Open khabubu opened 4 years ago

khabubu commented 4 years ago

Is your feature request related to a problem? Please describe. I'm always frustrated when I make changes to master branch and what to switch those changes to a new branch or an existing branch.

Describe the solution you'd like I would like to be able to switch to a new or existing branch and move those changes to that brunch through a user interface where I can switch to branch with changes.

Describe alternatives you've considered The current alternative is to open the command prompt and enter the following command

𝚐𝚒𝚝 𝚜𝚠𝚒𝚝𝚌𝚑 -𝚌 "𝚢𝚘𝚞𝚛_𝚗𝚎𝚠_𝚋𝚛𝚊𝚗𝚌𝚑"

Or if the branch already exists

𝚐𝚒𝚝 𝚜𝚠𝚒𝚝𝚌𝚑 "𝚢𝚘𝚞𝚛_existing_𝚋𝚛𝚊𝚗𝚌𝚑"
jcansdale commented 4 years ago

@daschult,

I think this is more of a new Get Experience feature request. Do you know if there's an easy way to move your changes to a different branch using the new UI? This is certainly a frustration I've had when using Git in the past!

ghost commented 4 years ago

Hi Khabubu,

I'm just trying to understand your scenario a little bit better. You situation looks like this, right?

  1. Accidentally make commits to master branch.
  2. You create a new branch off of master.
  3. You switch to new branch.

I think you can accomplish this pretty simply by just "git checkout -b " from master. If you want to reset master to before the accidental commit, then you can run "git reset --hard ". You can also do all of this using Team Explorer or the Git tool window in Visual Studio. Before I go into those instructions, though, do you feel like I'm understanding your scenario?

Thanks!

khabubu commented 4 years ago

Hi Dan

You have partially understood my scenario. In my scenarioI have not yet commited to master branch but I have changed a file while on the master branch and I don't want to lose the changes. Now your alternative is valid if I had commited to the master brunch hence the you have suggested to use "git checkout -b", however I want to use the new UI to switch between the local master branch to another local branch withou losing those changes.

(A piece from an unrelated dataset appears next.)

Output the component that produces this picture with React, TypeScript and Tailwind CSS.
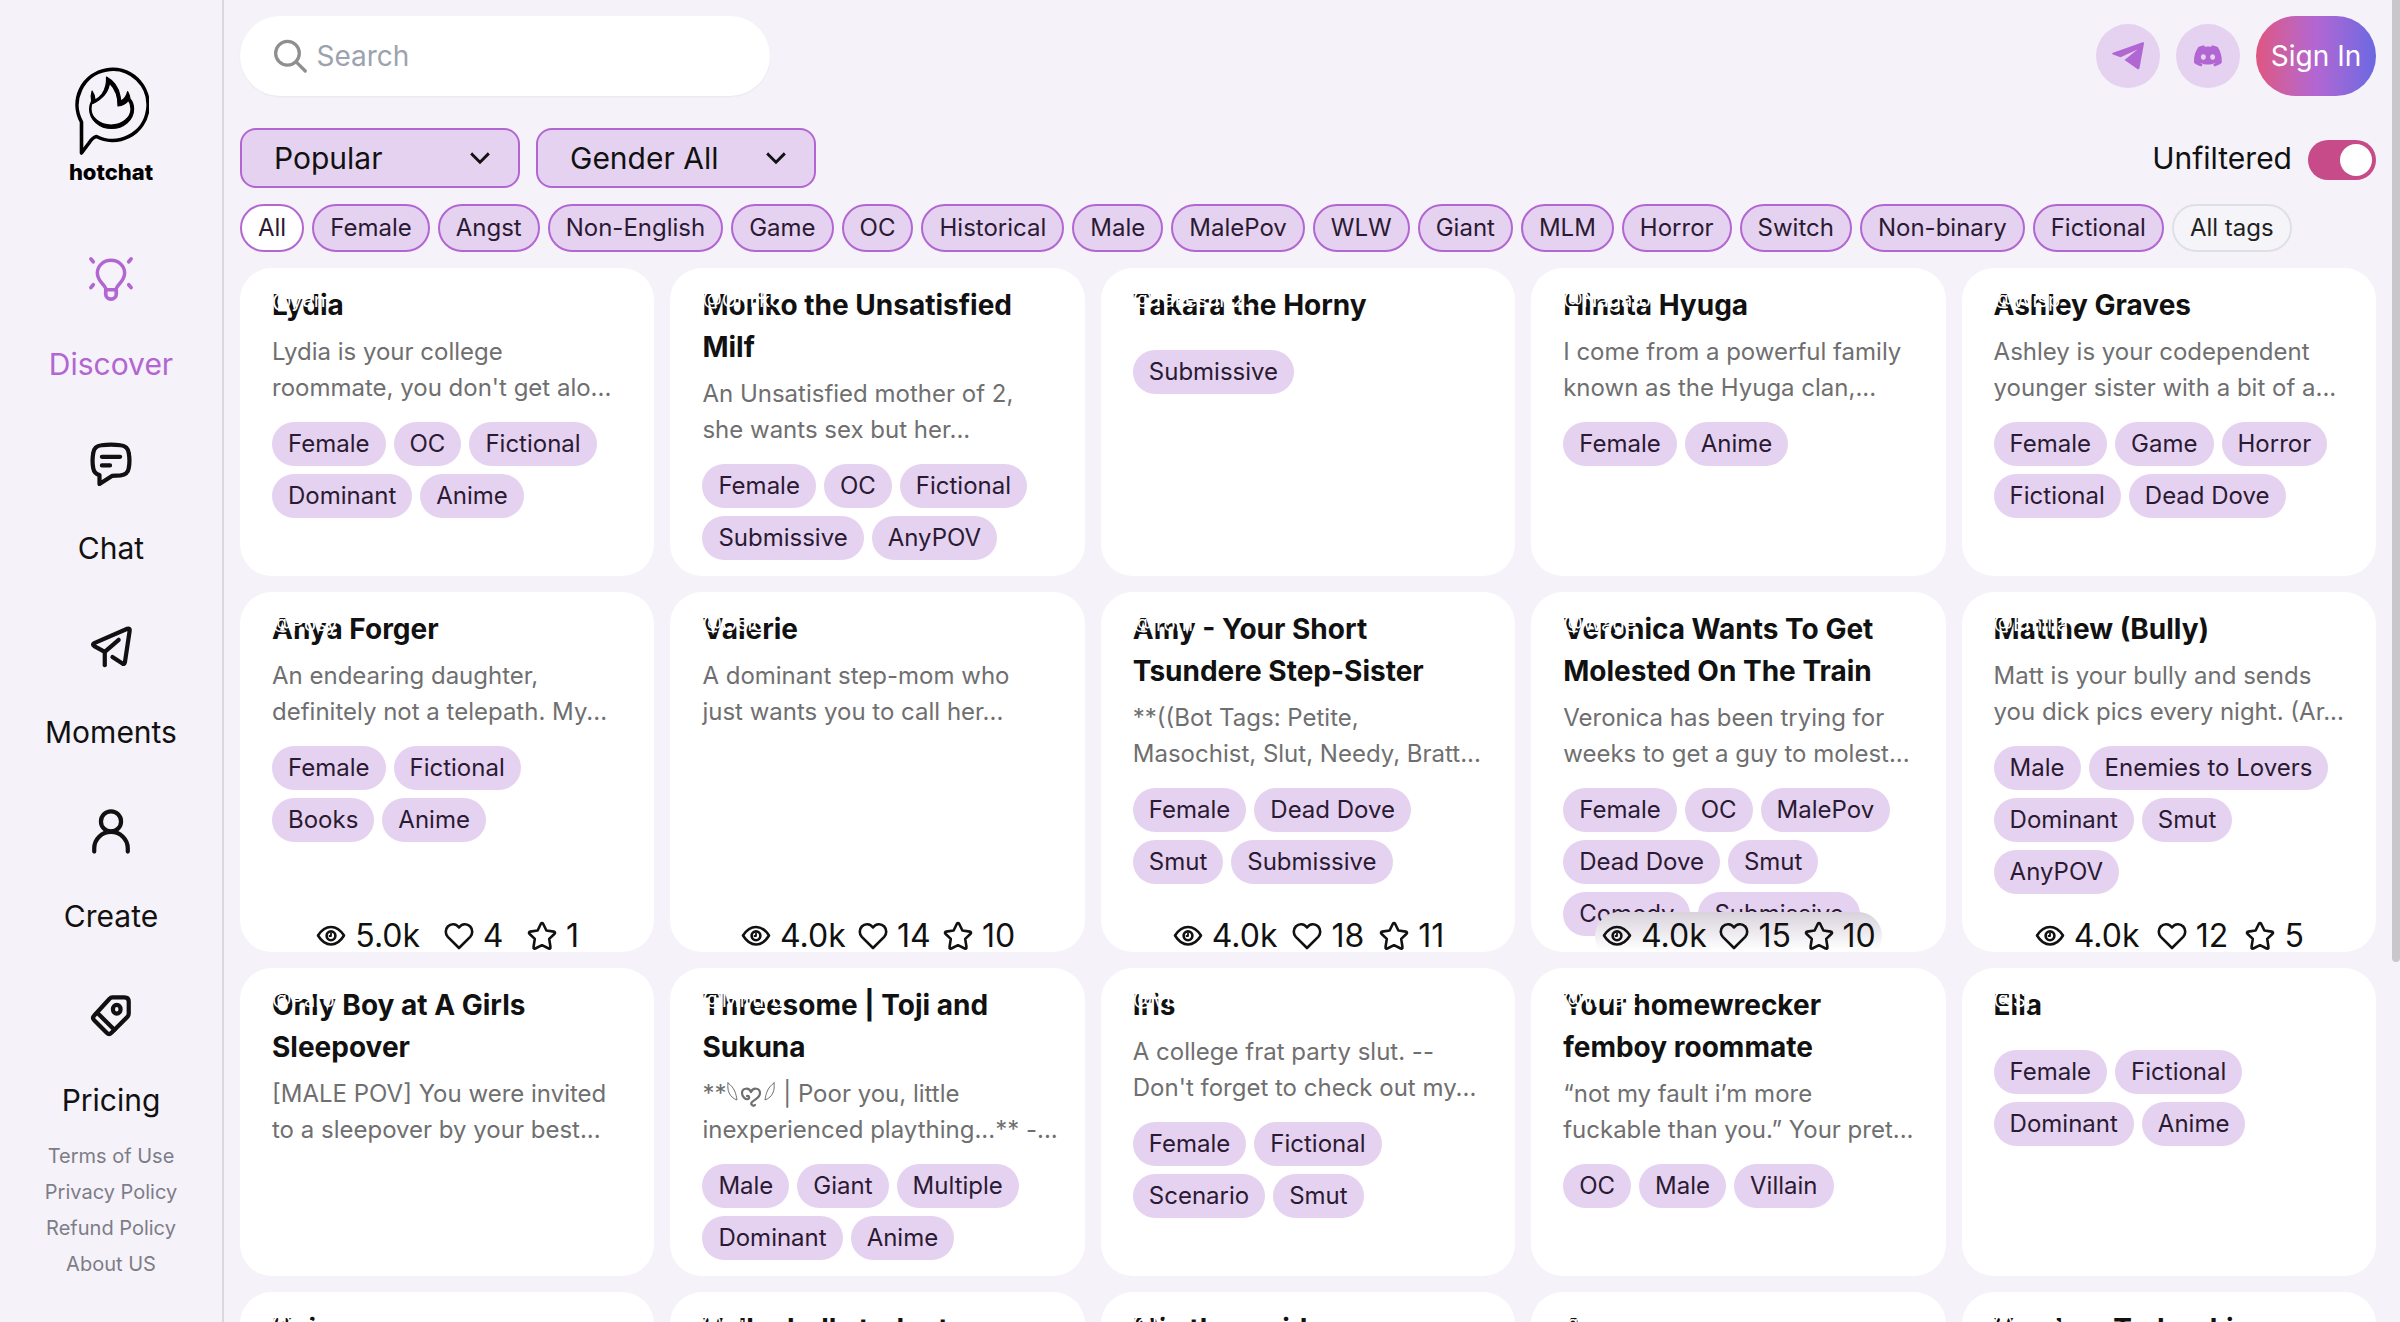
import React from "react";

type IconProps = { className?: string };

const stroke = {
  fill: "none",
  stroke: "currentColor",
  strokeLinecap: "round" as const,
  strokeLinejoin: "round" as const,
};

const Bulb = ({ className }: IconProps) => (
  <svg viewBox="0 0 48 48" className={className} {...stroke} strokeWidth={3.8} aria-hidden="true">
    <path d="M18.5 35c0-5.200-9.500-8.500-9.500-18a15 13.500 0 0 1 30 0c0 9.500-9.500 12.800-9.500 18z" transform="translate(1.200 1) scale(.95 .98)" />
    <path d="M18.500 35.500v4.500a5.500 5 0 0 0 11 0v-4.500" />
    <path d="M3 3l2.500 3M45 3l-2.500 3M3 33l2.500-3M45 33l-2.500-3" />
  </svg>
);
const Chat = ({ className }: IconProps) => (
  <svg viewBox="0 0 48 48" className={className} {...stroke} strokeWidth={4.4} aria-hidden="true">
    <path d="M14 5.500Q24 4 34 5.500q7.500.8 8.500 8Q44 22 42.500 29.500q-1 6.500-8.500 7.500l-9 .5-13 8.500v-9.500Q6.500 35 5.500 29.500 4 22 5.500 13.500q1-7.200 8.500-8z" />
    <path d="M14.500 17.500h19M14.500 26.500h8.500" />
  </svg>
);
const Plane = ({ className }: IconProps) => (
  <svg viewBox="0 0 48 48" className={className} {...stroke} strokeWidth={4.4} aria-hidden="true">
    <path d="M32 16.500L17.500 29 6.500 23Q4 21.300 6.500 20L41 5q3-1 2.500 2L38.500 40q-.5 2.500-2.500 1.300L25.500 34.500" />
    <path d="M17.500 29v14" />
  </svg>
);
const Person = ({ className }: IconProps) => (
  <svg viewBox="0 0 48 48" className={className} {...stroke} strokeWidth={4.4} aria-hidden="true">
    <circle cx="24" cy="14" r="10.500" />
    <path d="M6.500 45.500V42a17.500 17 0 0 1 35 0v3.500" />
  </svg>
);
const Tag = ({ className }: IconProps) => (
  <svg viewBox="0 0 48 48" className={className} {...stroke} strokeWidth={4.4} aria-hidden="true">
    <path d="M25.500 5.500H38q4.500 0 4.500 4.500v12.500q0 2-1.500 3.500L24.500 42.500q-2.500 2.500-5 0L6.500 29.500q-2.500-2.500 0-5L22.500 7q1.200-1.500 3-1.500z" />
    <path d="M11.500 23.500L27.500 39.500" />
    <ellipse cx="30" cy="18" rx="4" ry="4.500" />
  </svg>
);
const Eye = () => (
  <svg viewBox="0 0 32 32" className="size-8" {...stroke} strokeWidth={2.600} aria-hidden="true">
    <path d="M3 15.500Q8.500 7 16 7T29 15.500Q23.500 24.500 16 24.500T3 15.500z" />
    <circle cx="16" cy="15.800" r="4.400" />
    <path d="M16 13.500v2.500h-1.500" strokeWidth={1.800} />
  </svg>
);
const Heart = () => (
  <svg viewBox="0 0 32 32" className="size-8" {...stroke} strokeWidth={2.600} aria-hidden="true">
    <path d="M16 28L4.800 16.800a7.600 7.600 0 0 1 0-10.300C8 3.200 13 3.500 16 7.500c3-4 8-4.300 11.200-1a7.600 7.600 0 0 1 0 10.300z" />
  </svg>
);
const Star = () => (
  <svg viewBox="0 0 32 32" className="size-8" {...stroke} strokeWidth={2.600} aria-hidden="true">
    <path d="M14.900 3.700a1.300 1.300 0 0 1 2.200 0l3.300 6.800 7.500 1.100a1.200 1.200 0 0 1 .7 2.100l-5.400 5.200 1.300 8.300a1.200 1.200 0 0 1-1.800 1.300L16 25.200l-6.700 3.300a1.200 1.200 0 0 1-1.800-1.300l1.300-8.300-5.400-5.200a1.200 1.200 0 0 1 .7-2.100l7.500-1.100z" />
  </svg>
);
const Chevron = () => (
  <svg viewBox="0 0 20 20" className="pointer-events-none absolute top-1/2 right-7 size-6 -translate-y-1/2" {...stroke} strokeWidth={2.400} strokeLinecap="square" strokeLinejoin="miter" aria-hidden="true">
    <path d="M3.500 7l6.500 6.500L16.500 7" />
  </svg>
);
const WingedHeart = () => (
  <svg viewBox="0 0 50 28" className="inline-block h-7 w-[50px] align-middle" {...stroke} strokeWidth={1.500} aria-hidden="true">
    <path d="M2 2c-1 7 1 14 9 17-1-6-2-12-9-17zM48 2c1 7-1 14-9 17 1-6 2-12 9-17z" strokeWidth={1} />
    <path d="M25 11c-2-5-9-4-9 1 0 4 4 7 6 6s1-4-1-3M25 11c2-5 9-4 9 1 0 5-5 6-8 9-2 2 1 5 3 3" strokeWidth={2.200} />
  </svg>
);

const Logo = () => (
  <a href="#home" className="flex flex-col items-center text-black">
    <svg viewBox="0 0 76 92" className="h-[92px] w-[76px]" {...stroke} aria-hidden="true">
      <path d="M8.500 56A35.500 35.500 0 1 1 23.500 70.500Q20 71 16 77L8.500 87z" strokeWidth={3.600} />
      <path
        d="M33.500 11C41 15 45.500 22 47 30q.4 3 .8 5 5.500-3 6.800-9.500 2 3.500 2.500 7.500 3.500 4 3.500 10a22 19.500 0 0 1-44 0q0-4 2-8-1-5 .5-10 2.500 3.500 3 9 8.500-4 10.900-15 .7-4 .5-8zM36.500 17q-1.500 13-16.500 20.500l-.8-1q-1.200 3-1.200 6.500a20 16 0 0 0 40 0q0-5-2.500-8.500-4 5-10.500 5.500.5-14-8.500-23z"
        fill="currentColor"
        strokeWidth={1.200}
        fillRule="evenodd"
      />
    </svg>
    <span className="mt-0.5 text-[22px] leading-6 font-extrabold">hotchat</span>
  </a>
);

const nav = [
  { label: "Discover", Icon: Bulb, active: true },
  { label: "Chat", Icon: Chat },
  { label: "Moments", Icon: Plane },
  { label: "Create", Icon: Person },
  { label: "Pricing", Icon: Tag },
];

const filters = ["Female", "Angst", "Non-English", "Game", "OC", "Historical", "Male", "MalePov", "WLW", "Giant", "MLM", "Horror", "Switch", "Non-binary", "Fictional"];

type Card = {
  title: string[];
  author: string;
  lines?: React.ReactNode[];
  tags: string[];
  stats?: [string, string, string];
};

const cards: Card[] = [
  { title: ["Lydia"], author: "@yan", lines: ["Lydia is your college", "roommate, you don't get alo..."], tags: ["Female", "OC", "Fictional", "Dominant", "Anime"] },
  { title: ["Moriko the Unsatisfied", "Milf"], author: "@Omiko", lines: ["An Unsatisfied mother of 2,", "she wants sex but her..."], tags: ["Female", "OC", "Fictional", "Submissive", "AnyPOV"] },
  { title: ["Takara the Horny"], author: "@Takeshi12...", tags: ["Submissive"] },
  { title: ["Hinata Hyuga"], author: "@Nagato", lines: ["I come from a powerful family", "known as the Hyuga clan,..."], tags: ["Female", "Anime"] },
  { title: ["Ashley Graves"], author: "@Wisp", lines: ["Ashley is your codependent", "younger sister with a bit of a..."], tags: ["Female", "Game", "Horror", "Fictional", "Dead Dove"] },
  { title: ["Anya Forger"], author: "@Posy", lines: ["An endearing daughter,", "definitely not a telepath. My..."], tags: ["Female", "Fictional", "Books", "Anime"], stats: ["5.0k", "4", "1"] },
  { title: ["Valerie"], author: "@Oslo", lines: ["A dominant step-mom who", "just wants you to call her..."], tags: [], stats: ["4.0k", "14", "10"] },
  { title: ["Amy - Your Short", "Tsundere Step-Sister"], author: "@Tom", lines: ["**((Bot Tags: Petite,", "Masochist, Slut, Needy, Bratt..."], tags: ["Female", "Dead Dove", "Smut", "Submissive"], stats: ["4.0k", "18", "11"] },
  { title: ["Veronica Wants To Get", "Molested On The Train"], author: "@Wage", lines: ["Veronica has been trying for", "weeks to get a guy to molest..."], tags: ["Female", "OC", "MalePov", "Dead Dove", "Smut", "Comedy", "Submissive"], stats: ["4.0k", "15", "10"] },
  { title: ["Matthew (Bully)"], author: "@Emilia", lines: ["Matt is your bully and sends", "you dick pics every night. (Ar..."], tags: ["Male", "Enemies to Lovers", "Dominant", "Smut", "AnyPOV"], stats: ["4.0k", "12", "5"] },
  { title: ["Only Boy at A Girls", "Sleepover"], author: "@Parot", lines: ["[MALE POV] You were invited", "to a sleepover by your best..."], tags: [] },
  { title: ["Threesome | Toji and", "Sukuna"], author: "@Miruru", lines: [<>**<WingedHeart /> | Poor you, little</>, "inexperienced plaything...** -..."], tags: ["Male", "Giant", "Multiple", "Dominant", "Anime"] },
  { title: ["Iris"], author: "@Vi", lines: ["A college frat party slut. --", "Don't forget to check out my..."], tags: ["Female", "Fictional", "Scenario", "Smut"] },
  { title: ["Your homewrecker", "femboy roommate"], author: "@Wyatt", lines: ["“not my fault i’m more", "fuckable than you.” Your pret..."], tags: ["OC", "Male", "Villain"] },
  { title: ["Ella"], author: "@Sj", tags: ["Female", "Fictional", "Dominant", "Anime"] },
  { title: ["Kai"], author: "@Ro", tags: [] },
  { title: ["Volleyball student"], author: "@Mi", tags: [] },
  { title: ["Mia the maid"], author: "@Mi", tags: [] },
  { title: ["Amara"], author: "@Ame", tags: [] },
  { title: ["Yandere Todoroki"], author: "@Yuno", tags: [] },
];

const CharacterCard = ({ card }: { card: Card }) => (
  <article className="relative flex min-h-[308px] flex-col overflow-hidden rounded-[32px] bg-white px-8 py-4">
    <h2 className="text-[28px] leading-[42px] font-bold whitespace-nowrap text-[#111]">
      {card.title.map((t) => (
        <span key={t} className="block">{t}</span>
      ))}
    </h2>
    <span aria-hidden="true" className="absolute top-4 left-8 text-xl leading-8 text-white">{card.author}</span>
    <p className="mt-2 text-2xl leading-9 whitespace-nowrap text-[#6f6f70]">
      {card.lines?.map((l, i) => (
        <span key={i} className="block h-9">{l}</span>
      ))}
    </p>
    <ul className="mt-4 flex flex-wrap gap-2">
      {card.tags.map((t) => (
        <li key={t} className="rounded-full bg-[#e5d2f0] px-4 text-2xl leading-[44px] text-[#2b1a33]">{t}</li>
      ))}
    </ul>
    {card.stats && (
      <div className={`absolute inset-x-16 -bottom-2 flex h-12 items-center justify-around rounded-full text-[32px] leading-10 text-[#111] ${card.tags.length > 6 ? "bg-linear-to-b from-[#d9d2dc] to-white to-80%" : ""}`}>
        <span className="flex items-center"><Eye /><span className="pl-2">{card.stats[0]}</span></span>
        <span className="flex items-center"><Heart /><span className="pl-2">{card.stats[1]}</span></span>
        <span className="flex items-center"><Star /><span className="pl-2">{card.stats[2]}</span></span>
      </div>
    )}
  </article>
);

const Dropdown = ({ label, options }: { label: string; options: string[] }) => (
  <div className="relative w-[280px]">
    <select aria-label={label} className="h-[60px] w-full appearance-none rounded-2xl border-2 border-[#b266d2] bg-[#e5d2f0] px-8 text-[30px] leading-9 text-[#111]">
      {options.map((o) => (
        <option key={o}>{o}</option>
      ))}
    </select>
    <Chevron />
  </div>
);

export default function App() {
  return (
    <div className="flex h-screen overflow-hidden bg-[#f5f2f9] font-[Inter,sans-serif] text-[#111]">
      <aside className="flex w-56 shrink-0 flex-col items-center border-r-2 border-[#dad8df] pt-[66px]">
        <Logo />
        <nav className="mt-[72px] flex flex-col items-center gap-14">
          {nav.map(({ label, Icon, active }) => (
            <a key={label} href={`#${label.toLowerCase()}`} className={active ? "flex h-32 flex-col items-center justify-between text-[#b266d2]" : "flex h-32 flex-col items-center justify-between"}>
              <Icon className="size-[46px]" />
              <span className="text-[30px] leading-10">{label}</span>
            </a>
          ))}
        </nav>
        <div className="mt-[18px] flex flex-col items-center text-xl leading-9 text-[#7d7d88]">
          <a href="#terms">Terms of Use</a>
          <a href="#privacy">Privacy Policy</a>
          <a href="#refund">Refund Policy</a>
          <a href="#about">About US</a>
        </div>
      </aside>

      <main className="min-w-0 flex-1 pt-4 pr-4 pl-4">
        <header className="flex items-center justify-between">
          <label className="flex h-20 w-[530px] items-center gap-2 rounded-full bg-white pl-8 shadow-xs">
            <svg viewBox="0 0 40 40" className="size-10 text-[#8f8f8f]" {...stroke} strokeWidth={3.600} aria-hidden="true">
              <circle cx="17" cy="17" r="13" />
              <path d="M26.500 26.500l10 10" />
            </svg>
            <input aria-label="Search" placeholder="Search" className="w-full bg-transparent text-[28px] leading-9 outline-none placeholder:text-[#9ca3af]" />
          </label>
          <div className="flex items-center gap-4">
            <button aria-label="Telegram" className="flex size-16 items-center justify-center rounded-full bg-[#e5d2f0] text-[#b266d2]">
              <svg viewBox="0 0 32 28" className="h-7 w-8" fill="currentColor" aria-hidden="true">
                <path d="M30.500.3Q32.200-.2 32 1.500L27.500 26q-.5 2.200-2.500.8L12.500 18 25.500 7.500 8.500 15.300 1 12.500q-1.800-.9 0-1.800z" />
              </svg>
            </button>
            <button aria-label="Discord" className="flex size-16 items-center justify-center rounded-full bg-[#e5d2f0] text-[#b266d2]">
              <svg viewBox="0 0 24 24" className="size-7" fill="currentColor" aria-hidden="true">
                <path d="M20.317 4.370a19.800 19.800 0 0 0-4.885-1.515c-.21.375-.444.864-.608 1.250a18.270 18.270 0 0 0-5.648 0c-.164-.386-.398-.875-.608-1.250A19.700 19.700 0 0 0 3.683 4.370C.533 9.046-.32 13.580.1 18.058a19.900 19.900 0 0 0 6.050 3.030c.462-.63.874-1.295 1.226-1.994a13 13 0 0 1-1.872-.892l.372-.292c3.928 1.793 8.180 1.793 12.062 0l.373.292c-.598.35-1.220.645-1.873.892.36.698.772 1.362 1.225 1.993a19.800 19.800 0 0 0 6.052-3.030c.5-5.177-.838-9.674-3.398-13.687zM8.020 15.330c-1.183 0-2.157-1.085-2.157-2.419s.955-2.419 2.157-2.419c1.210 0 2.176 1.096 2.157 2.420 0 1.333-.956 2.418-2.157 2.418zm7.975 0c-1.183 0-2.157-1.085-2.157-2.419s.955-2.419 2.157-2.419c1.210 0 2.176 1.096 2.157 2.420 0 1.333-.946 2.418-2.157 2.418z" />
              </svg>
            </button>
            <button className="h-20 w-[120px] rounded-full bg-linear-to-r from-[#df5580] via-[#b266d2] to-[#6a68e2] text-center text-[28px] leading-9 whitespace-nowrap text-white">Sign In</button>
          </div>
        </header>

        <section className="mt-8 flex items-center justify-between">
          <div className="flex gap-4">
            <Dropdown label="Sort" options={["Popular", "Newest"]} />
            <Dropdown label="Gender" options={["Gender All", "Female", "Male"]} />
          </div>
          <label className="relative flex items-center gap-4 text-[30px] leading-9">
            Unfiltered
            <input type="checkbox" defaultChecked className="peer sr-only" />
            <span className="mt-1 flex h-10 w-[68px] items-center justify-end rounded-full bg-[#c74b88] px-1">
              <span className="size-8 rounded-full bg-white" />
            </span>
          </label>
        </section>

        <section aria-label="Tags" className="mt-4 flex gap-2 text-2xl leading-[44px] whitespace-nowrap text-[#2b1a33]">
          <button className="rounded-full border-2 border-[#b266d2] bg-white px-4">All</button>
          {filters.map((f) => (
            <button key={f} className="rounded-full border-2 border-[#b266d2] bg-[#e5d2f0] px-4">{f}</button>
          ))}
          <button className="rounded-full border-2 border-[#dfe0e6] bg-[#f5f5f9] px-4 text-[#222]">All tags</button>
        </section>

        <section aria-label="Characters" className="mt-4 grid grid-cols-5 gap-4">
          {cards.map((c) => (
            <CharacterCard key={c.title[0]} card={c} />
          ))}
        </section>
      </main>
      <div aria-hidden="true" className="h-[962px] w-2 shrink-0 rounded-b-full bg-[#c9c7cc]" />
    </div>
  );
}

Hence I provided the current alternative I use which is using the command line and execute the following command "git switch dev".

jcansdale commented 4 years ago

@daschult,

The situation I would often get into was this:

  1. I'm reviewing someone's pull request on a branch
  2. I notice and fix an unrelated bug, forgetting to create a new branch
  3. I try to change to the default branch, but can't because the file I touched has changed
  4. At this point, I need to Stash, change to the default branch, pop my Stash (and pray there are no merge conflicts)

I wish there was a streamlined way to do 4 ☝️

Reading up on the git switch command that @khabubu mentioned (see here), I think this might be the command I'm looking for!

image

Maybe this is simply a case of the new Git experience using the new git switch command instead of the legacy git checkout command. I always found checkout's insistence on a clean working tree to be a burden (particularly when working with submodules).

In summary, I think it's a great idea to consider using git switch either as the default or at least an option!